These days, the traditional modes of doing business have been disrupted enormously by the possibilities opened up by new technologies such as the Internet. As a result, more and more people are setting themselves up as entrepreneurs, many others are working remotely, and many businesses are adopting more relaxed approach is to time management.
At times, this can yield significant benefit. But at other times, it can make things overly chaotic, and reduce effective time management. One solution to this is found in tools and technologies such as a digitised time & attendance system, or programs such as RescueTime that seek to reduce the predominance of distraction. But is it worth your time making the effort to boost time management in this way? Absolutely. Here are a few reasons why.
Wasted minutes here and there equal wasted potential and opportunity
In her very well-received book, “168 Hours”, author Laura Vanderkam details many remarkable accounts of highflying business professionals, who nonetheless also find the time to fit in an array of fulfilling hobbies, side hustles, family commitments, and other pastimes.
The secret? These hyper-productive people are absolutely meticulous about seizing upon every available free minute in the day. The simple reality is that wasted minutes here and there equal wasted potential and opportunity.
If you have a long commute to work – let’s say, an hour or more – spending that time sitting in your car listening to the radio, should be seen as a choice to pass up on more productive uses of the same time. So, what else could you do with that time? Well, how about listening to audiobooks that improve your knowledge set in a useful area?
We are all faced with many small blocks of time throughout the day, that we tend to waste. But that wasting of time isn’t benign. It’s a vote for a particular lifestyle that is ultimately unproductive in many domains.
Truly effective, deep work is only possible in sizeable, undistracted time blocks
The author Cal Newport has risen to prominence in recent years, largely due to his powerful book “Deep Work.”
The central thesis of this book is that the market increasingly rewards the ability to do deep, focused, and undistracted work. Newport cites research that shows that the longer a task is worked on in an undistracted manner, the higher the quality of the end product, and the greater the skills developed through said work.
By contrast, many offices today include constant distraction, in the form of email checking, unnecessary meetings, and so on. Worryingly, research shows that even something as simple as checking your email inbox for a few seconds can reduce your ability to focus effectively for the next half an hour or so. Truly effective, deep work seems to require sizeable, undistracted time blocks. And that means, significant time management.
Poor time management trains the habit of poor time management
The neuroscientist Norman Doidge has written extensively on the way in which the habits we routinely participate in shape the physical structures of our brain, and reinforce behavioural loops.
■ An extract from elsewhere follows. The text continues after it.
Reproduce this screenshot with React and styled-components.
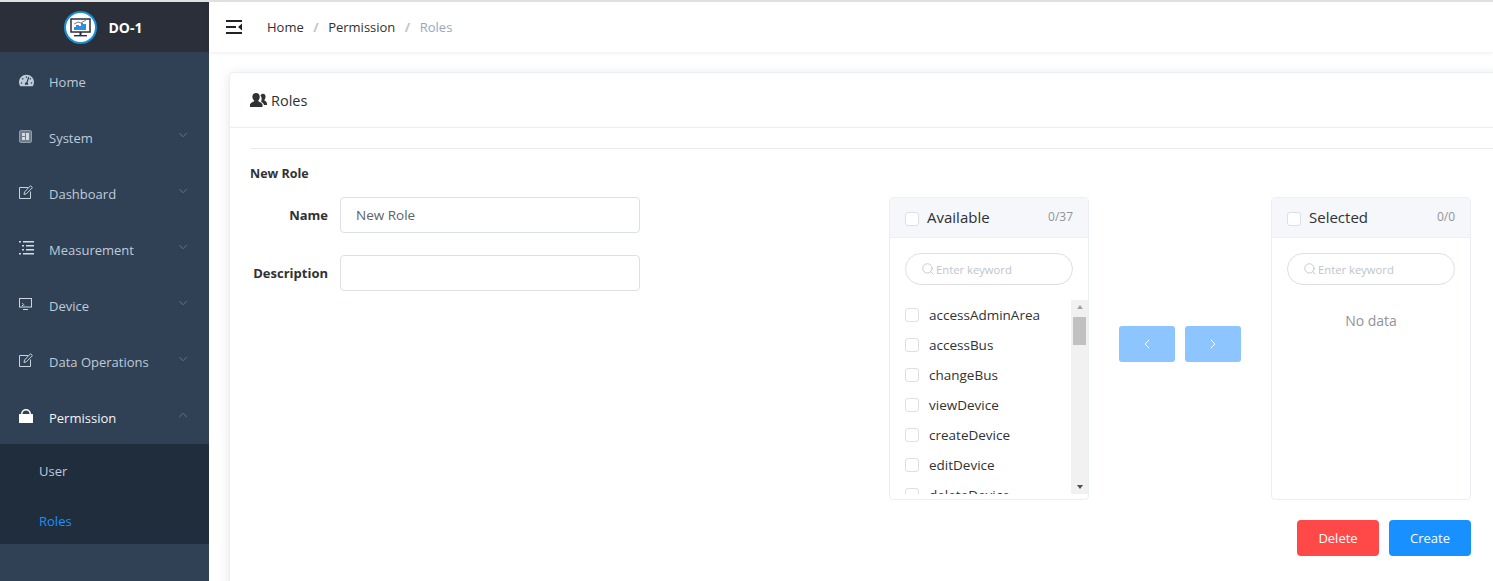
import React from 'react'
import styled, { createGlobalStyle } from 'styled-components'
import { FaTachometerAlt } from 'react-icons/fa'
import { ChevronDown, ChevronUp, ChevronLeft, ChevronRight, Search } from 'lucide-react'

const GlobalStyle = createGlobalStyle`
  html, body {
    margin: 0;
    height: 100%;
    overflow: hidden;
    font-family: "Open Sans", "Noto Sans", sans-serif;
    background: #fff;
  }
  #root { height: 100%; }
  * { box-sizing: border-box; }
`

const Page = styled.div`
  height: 581px;
  display: flex;
  border-top: 2px solid #e0e0e0;
  overflow: hidden;
`

const Sidebar = styled.aside`
  width: 209px;
  flex-shrink: 0;
  background: #304156;
  display: flex;
  flex-direction: column;
`

const Logo = styled.div`
  height: 50px;
  background: #2b2f3a;
  display: flex;
  align-items: center;
  justify-content: center;
  gap: 11px;
  padding-right: 2px;
  color: #fff;
  font-size: 14px;
  font-weight: 700;
  flex-shrink: 0;
`

const MenuItem = styled.div`
  height: 56px;
  flex-shrink: 0;
  display: flex;
  align-items: center;
  padding: 4px 20px 0 19px;
  font-size: 13px;
  color: ${p => (p.$open ? '#f4f4f5' : '#bfcbd9')};
`

const MenuIcon = styled.span`
  width: 30px;
  height: 16px;
  display: flex;
  align-items: center;
  margin-top: -4px;
  color: ${p => (p.$open ? '#fff' : '#bfcbd9')};
`

const MenuLabel = styled.span`
  flex: 1;
`

const Arrow = styled.span`
  display: flex;
  color: #909399;
  margin-top: -6px;
  margin-right: -1px;
`

const SubMenu = styled.div`
  background: #1f2d3d;
  display: flex;
  flex-direction: column;
`

const SubItem = styled.div`
  height: 50px;
  display: flex;
  align-items: center;
  padding: 4px 0 0 39px;
  font-size: 13px;
  color: ${p => (p.$active ? '#1890ff' : '#bfcbd9')};
`

const Main = styled.main`
  flex: 1;
  min-width: 0;
  display: flex;
  flex-direction: column;
  background: #fff;
`

const Navbar = styled.header`
  height: 50px;
  flex-shrink: 0;
  display: flex;
  align-items: center;
  padding-left: 17px;
  box-shadow: 0 1px 4px rgba(0, 21, 41, 0.08);
`

const Crumbs = styled.nav`
  display: flex;
  align-items: center;
  margin-left: 25px;
  font-size: 13px;
  color: #303133;
`

const Sep = styled.span`
  margin: 0 9.5px;
  color: #c0c4cc;
  font-weight: 700;
`

const LastCrumb = styled.span`
  color: #97a8be;
`

const Content = styled.div`
  flex: 1;
  padding: 20px 0 0 20px;
  min-height: 0;
`

const Card = styled.section`
  width: 1284px;
  height: 560px;
  background: #fff;
  border: 1px solid #ebeef5;
  border-radius: 4px;
  box-shadow: 0 2px 12px rgba(0, 0, 0, 0.1);
`

const CardHeader = styled.div`
  height: 55px;
  padding: 0 20px;
  display: flex;
  align-items: center;
  gap: 4px;
  font-size: 14.5px;
  color: #303133;
  border-bottom: 1px solid #ebeef5;
`

const CardBody = styled.div`
  padding: 20px 21px 0 20px;
`

const Divider = styled.div`
  height: 1px;
  background: #e8eaf3;
  margin: 0 -21px 16px 0;
`

const SectionTitle = styled.div`
  font-size: 12.5px;
  font-weight: 700;
  color: #303133;
  line-height: 18px;
  margin-bottom: 14px;
`

const FormRow = styled.div`
  display: flex;
  justify-content: space-between;
  padding-right: 20px;
`

const Form = styled.div`
  display: flex;
  flex-direction: column;
  gap: 22px;
`

const Field = styled.label`
  display: flex;
  align-items: center;
`

const FieldLabel = styled.span`
  width: 78px;
  margin-right: 12px;
  text-align: right;
  font-size: 13px;
  font-weight: 700;
  color: #303133;
  white-space: nowrap;
`

const TextInput = styled.input`
  width: 300px;
  height: 36px;
  padding: 0 15px;
  border: 1px solid #dcdfe6;
  border-radius: 4px;
  font: inherit;
  font-size: 13.5px;
  color: #606266;
  outline: none;
`

const Transfer = styled.div`
  display: flex;
  align-items: flex-start;
`

const Panel = styled.div`
  width: 200px;
  height: 303px;
  border: 1px solid #ebeef5;
  border-radius: 4px;
  overflow: hidden;
  background: #fff;
`

const PanelHead = styled.div`
  height: 40px;
  padding: 0 15px;
  display: flex;
  align-items: center;
  background: #f5f7fa;
  border-bottom: 1px solid #ebeef5;
  font-size: 15px;
  color: #303133;
`

const Check = styled.span`
  width: 14px;
  height: 14px;
  flex-shrink: 0;
  border: 1px solid #dcdfe6;
  border-radius: 3px;
  background: #fff;
  margin-top: ${p => (p.$head ? '3px' : '0')};
`

const HeadTitle = styled.span`
  flex: 1;
  margin: -2px 0 0 8px;
`

const Count = styled.span`
  font-size: 12px;
  color: #909399;
  margin-top: -3px;
`

const SearchBox = styled.div`
  margin: 15px 15px 0;
  height: 32px;
  border: 1px solid #dcdfe6;
  border-radius: 16px;
  display: flex;
  align-items: center;
  gap: 1px;
  padding-left: 15px;
  font-size: 11.25px;
  color: #c0c4cc;
`

const ListWrap = styled.div`
  margin-top: 15px;
  height: 194px;
  display: flex;
`

const List = styled.div`
  flex: 1;
  overflow: hidden;
`

const Row = styled.div`
  height: 30px;
  padding-left: 15px;
  display: flex;
  align-items: center;
  gap: 10px;
  font-size: 13.5px;
  color: #303133;
`

const Scrollbar = styled.div`
  width: 17px;
  background: #f1f1f1;
  display: flex;
  flex-direction: column;
  align-items: center;
  justify-content: space-between;
  padding: 5px 0;
  position: relative;
`

const Thumb = styled.div`
  position: absolute;
  top: 17px;
  left: 2px;
  width: 13px;
  height: 28px;
  background: #c1c1c1;
`

const Tri = styled.span`
  width: 0;
  height: 0;
  border-left: 3.5px solid transparent;
  border-right: 3.5px solid transparent;
  border-${p => (p.$up ? 'bottom' : 'top')}: 4px solid ${p => (p.$up ? '#a3a3a3' : '#505050')};
`

const Empty = styled.div`
  margin-top: 26px;
  text-align: center;
  font-size: 14px;
  color: #909399;
`

const Moves = styled.div`
  width: 182px;
  height: 303px;
  display: flex;
  justify-content: center;
  gap: 10px;
  padding-top: 129px;
`

const MoveBtn = styled.div`
  width: 56px;
  height: 36px;
  border-radius: 3px;
  background: #8cc5ff;
  color: #fff;
  display: flex;
  align-items: center;
  justify-content: center;
`

const Actions = styled.div`
  display: flex;
  justify-content: flex-end;
  gap: 10px;
  margin-top: 20px;
  padding-right: 20px;
`

const ActionBtn = styled.button`
  width: 82px;
  height: 36px;
  border: 0;
  border-radius: 4px;
  background: ${p => (p.$danger ? '#ff4949' : '#1890ff')};
  color: #fff;
  font: inherit;
  font-size: 13px;
`

const menu = [
  { label: 'Home', icon: <FaTachometerAlt size={15} /> },
  { label: 'System', arrow: true, icon: <ChipIcon /> },
  { label: 'Dashboard', arrow: true, icon: <EditIcon /> },
  { label: 'Measurement', arrow: true, icon: <ListIcon /> },
  { label: 'Device', arrow: true, icon: <CastIcon /> },
  { label: 'Data Operations', arrow: true, icon: <EditIcon /> },
]

const perms = ['accessAdminArea', 'accessBus', 'changeBus', 'viewDevice', 'createDevice', 'editDevice', 'deleteDevice']

function ChipIcon() {
  return (
    <svg width="13" height="13" viewBox="0 0 13 13">
      <rect x="0.5" y="0.5" width="12" height="12" rx="1.5" fill="#6f7c8c" stroke="#8f9baa" />
      <rect x="3" y="3" width="3" height="3" fill="#d3dae2" />
      <rect x="3" y="7" width="3" height="3" fill="#d3dae2" />
      <rect x="7" y="3" width="3" height="7" fill="#d3dae2" />
    </svg>
  )
}

function EditIcon() {
  return (
    <svg width="14" height="14" viewBox="0 0 14 14" fill="none" stroke="#c9d3de" strokeWidth="1">
      <path d="M9 2.500H.5v11h11V6.500" />
      <path d="M5 9.500l.5-2.500L11.500.8l2 1.800-6 6z" />
    </svg>
  )
}

function LockIcon() {
  return (
    <svg width="14" height="14" viewBox="0 0 14 14" fill="#fff">
      <rect x="0" y="5" width="14" height="9" rx="0.5" />
      <path d="M2 6V5a5 5 0 0 1 10 0v1h-1.500V5a3.500 3.500 0 0 0-7 0v1z" />
    </svg>
  )
}

function ListIcon() {
  return (
    <svg width="15" height="14" viewBox="0 0 15 14" fill="#d5dde6">
      <rect x="0" y="0" width="2" height="1.5" />
      <rect x="4" y="0" width="11" height="1.5" />
      <rect x="3" y="4" width="2" height="1.5" />
      <rect x="7" y="4" width="8" height="1.5" />
      <rect x="3" y="8" width="2" height="1.5" />
      <rect x="7" y="8" width="8" height="1.5" />
      <rect x="0" y="12" width="2" height="1.5" />
      <rect x="4" y="12" width="11" height="1.5" />
    </svg>
  )
}

function CastIcon() {
  return (
    <svg width="13" height="12" viewBox="0 0 13 12" fill="none" stroke="#cdd6e0">
      <rect x="0.5" y="0.5" width="12" height="8.5" />
      <path d="M4 11.500h5" />
      <path d="M3 7.500h1M3 5.500c1 0 2 1 2 2" />
    </svg>
  )
}

function LogoIcon() {
  return (
    <svg width="33" height="33" viewBox="0 0 33 33">
      <circle cx="16.5" cy="16.5" r="15.5" fill="#fff" stroke="#1890d8" strokeWidth="2" />
      <rect x="7" y="8" width="19" height="13" fill="#fff" stroke="#2b2f3a" strokeWidth="1.5" />
      <path d="M10 19v-3h2v-2h3v1h2v-3h2v1h3v6z" fill="#2f8fdc" />
      <path d="M10 13l4-2 3 1 5-3" fill="none" stroke="#555" strokeWidth="0.8" />
      <rect x="15.5" y="21" width="2" height="3" fill="#2b2f3a" />
      <rect x="10" y="24" width="13" height="1.4" fill="#2b2f3a" />
    </svg>
  )
}

function Hamburger() {
  return (
    <svg width="16" height="14" viewBox="0 0 16 14" fill="#222">
      <rect x="0" y="0" width="16" height="2" />
      <rect x="0" y="6" width="10" height="2" />
      <rect x="0" y="12" width="16" height="2" />
      <path d="M16 3.500v7l-4-3.500z" />
    </svg>
  )
}

function UsersIcon() {
  return (
    <svg width="17" height="16" viewBox="0 0 17 16" fill="#303133">
      <path d="M10.500 3.500c1-2.500 4.500-2.500 5 .5.2 1.500-.3 3-1.200 4 .2 1 2.700 1.300 2.700 3.500v1.500h-3c-.4-2-2-2.500-3-3.500 1-1.500 1-4-.5-6z" />
      <path d="M6 1c2.500 0 4 2 3.700 4.500-.2 1.300-.7 2.500-1.500 3.200 0 1.300 4.300 1.500 4.300 4.300v2H0v-2c0-2.800 4.300-3 4.300-4.300C3.500 8 2.500 6.800 2.400 5 2.200 2.800 3.700 1 6 1z" />
    </svg>
  )
}

function TransferPanel({ title, count, children }) {
  return (
    <Panel>
      <PanelHead>
        <Check $head />
        <HeadTitle>{title}</HeadTitle>
        <Count>{count}</Count>
      </PanelHead>
      <SearchBox>
        <Search size={14} strokeWidth={1.5} />
        Enter keyword
      </SearchBox>
      {children}
    </Panel>
  )
}

export default function App() {
  return (
    <Page>
      <GlobalStyle />
      <Sidebar>
        <Logo>
          <LogoIcon />
          DO-1
        </Logo>
        {menu.map(m => (
          <MenuItem key={m.label}>
            <MenuIcon>{m.icon}</MenuIcon>
            <MenuLabel>{m.label}</MenuLabel>
            {m.arrow && <Arrow><ChevronDown size={14} strokeWidth={1} /></Arrow>}
          </MenuItem>
        ))}
        <MenuItem $open>
          <MenuIcon $open><LockIcon /></MenuIcon>
          <MenuLabel>Permission</MenuLabel>
          <Arrow><ChevronUp size={14} strokeWidth={1} /></Arrow>
        </MenuItem>
        <SubMenu>
          <SubItem>User</SubItem>
          <SubItem $active>Roles</SubItem>
        </SubMenu>
      </Sidebar>
      <Main>
        <Navbar>
          <Hamburger />
          <Crumbs>
            Home<Sep>/</Sep>Permission<Sep>/</Sep><LastCrumb>Roles</LastCrumb>
          </Crumbs>
        </Navbar>
        <Content>
          <Card>
            <CardHeader>
              <UsersIcon />
              Roles
            </CardHeader>
            <CardBody>
              <Divider />
              <SectionTitle>New Role</SectionTitle>
              <FormRow>
                <Form>
                  <Field>
                    <FieldLabel>Name</FieldLabel>
                    <TextInput defaultValue="New Role" />
                  </Field>
                  <Field>
                    <FieldLabel>Description</FieldLabel>
                    <TextInput />
                  </Field>
                </Form>
                <Transfer>
                  <TransferPanel title="Available" count="0/37">
                    <ListWrap>
                      <List>
                        {perms.map(p => (
                          <Row key={p}><Check />{p}</Row>
                        ))}
                      </List>
                      <Scrollbar>
                        <Tri $up />
                        <Thumb />
                        <Tri />
                      </Scrollbar>
                    </ListWrap>
                  </TransferPanel>
                  <Moves>
                    <MoveBtn><ChevronLeft size={16} strokeWidth={1.5} /></MoveBtn>
                    <MoveBtn><ChevronRight size={16} strokeWidth={1.5} /></MoveBtn>
                  </Moves>
                  <TransferPanel title="Selected" count="0/0">
                    <Empty>No data</Empty>
                  </TransferPanel>
                </Transfer>
              </FormRow>
              <Actions>
                <ActionBtn $danger>Delete</ActionBtn>
                <ActionBtn>Create</ActionBtn>
              </Actions>
            </CardBody>
          </Card>
        </Content>
      </Main>
    </Page>
  )
}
Similarly, Newport cites research that the ability to do focused work seems to be a skill that requires practice, and results in physical changes in the brain structures.
Poor time management, therefore, trains and ingrains the habit of poor time management on a physiological level. The stakes are high. By creating a culture of effective time management, you literally create more focused, punctual, and effective workers. By failing to do so, you create the opposite.